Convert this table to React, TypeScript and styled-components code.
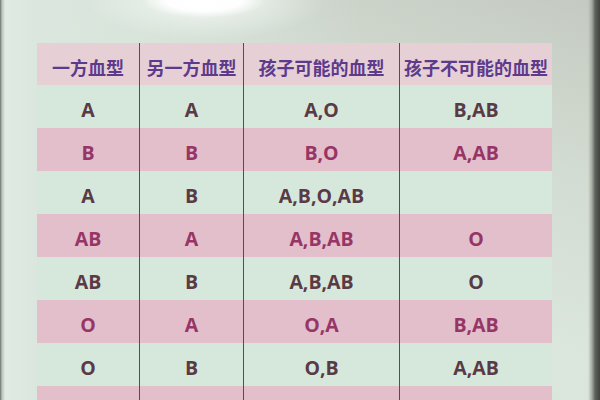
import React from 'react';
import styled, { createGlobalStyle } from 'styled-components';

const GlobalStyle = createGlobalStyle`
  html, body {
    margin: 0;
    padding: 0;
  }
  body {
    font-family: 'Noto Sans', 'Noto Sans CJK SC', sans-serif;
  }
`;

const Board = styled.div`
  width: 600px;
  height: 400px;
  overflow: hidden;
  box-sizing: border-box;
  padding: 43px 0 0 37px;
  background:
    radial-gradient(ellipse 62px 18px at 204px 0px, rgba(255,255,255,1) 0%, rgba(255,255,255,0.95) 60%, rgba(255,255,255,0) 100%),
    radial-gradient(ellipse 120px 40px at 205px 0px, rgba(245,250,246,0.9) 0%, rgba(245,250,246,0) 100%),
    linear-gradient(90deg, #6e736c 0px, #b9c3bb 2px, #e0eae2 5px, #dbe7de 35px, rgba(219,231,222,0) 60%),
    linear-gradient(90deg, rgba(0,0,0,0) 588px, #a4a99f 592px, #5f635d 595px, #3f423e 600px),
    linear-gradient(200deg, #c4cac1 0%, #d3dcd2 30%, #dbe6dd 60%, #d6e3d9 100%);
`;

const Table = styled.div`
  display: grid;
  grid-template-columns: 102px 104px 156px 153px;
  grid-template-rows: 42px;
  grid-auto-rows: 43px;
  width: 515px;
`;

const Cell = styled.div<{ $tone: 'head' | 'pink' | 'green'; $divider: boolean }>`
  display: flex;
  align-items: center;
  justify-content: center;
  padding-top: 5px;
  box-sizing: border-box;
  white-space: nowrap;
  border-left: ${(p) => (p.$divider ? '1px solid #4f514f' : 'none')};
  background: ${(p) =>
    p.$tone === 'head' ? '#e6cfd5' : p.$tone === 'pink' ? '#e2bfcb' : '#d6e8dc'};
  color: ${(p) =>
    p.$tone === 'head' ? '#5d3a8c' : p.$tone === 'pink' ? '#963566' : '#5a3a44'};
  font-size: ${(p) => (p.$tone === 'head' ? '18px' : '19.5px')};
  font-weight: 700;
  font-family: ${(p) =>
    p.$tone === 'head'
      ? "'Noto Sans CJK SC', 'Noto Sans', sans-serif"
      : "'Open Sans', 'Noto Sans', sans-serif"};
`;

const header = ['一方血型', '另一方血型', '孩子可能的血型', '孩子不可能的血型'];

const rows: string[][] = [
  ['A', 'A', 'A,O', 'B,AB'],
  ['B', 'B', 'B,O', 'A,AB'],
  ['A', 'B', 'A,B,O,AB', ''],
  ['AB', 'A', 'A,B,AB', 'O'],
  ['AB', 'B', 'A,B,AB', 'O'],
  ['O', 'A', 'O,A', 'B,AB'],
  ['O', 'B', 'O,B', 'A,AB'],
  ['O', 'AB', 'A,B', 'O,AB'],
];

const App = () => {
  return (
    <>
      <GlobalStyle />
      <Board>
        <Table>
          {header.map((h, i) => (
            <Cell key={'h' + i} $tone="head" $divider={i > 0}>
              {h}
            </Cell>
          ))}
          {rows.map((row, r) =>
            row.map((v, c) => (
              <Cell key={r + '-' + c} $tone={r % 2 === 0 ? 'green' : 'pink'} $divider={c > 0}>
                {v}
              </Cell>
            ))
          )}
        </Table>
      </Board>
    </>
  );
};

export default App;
━━━━━━━━
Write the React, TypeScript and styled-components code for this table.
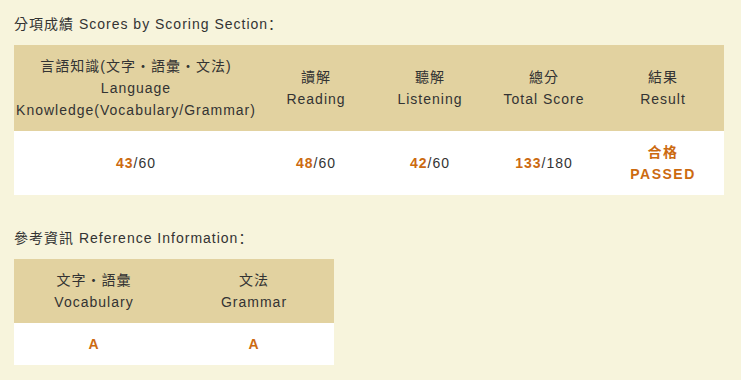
━━━━━━━━
- **What you will do**
Look through the entries above for the word "components". Copy every line where it shows up.

- **Full solution**
Convert this table to React, TypeScript and styled-components code.
import styled, { createGlobalStyle } from 'styled-components';
Write the React, TypeScript and styled-components code for this table.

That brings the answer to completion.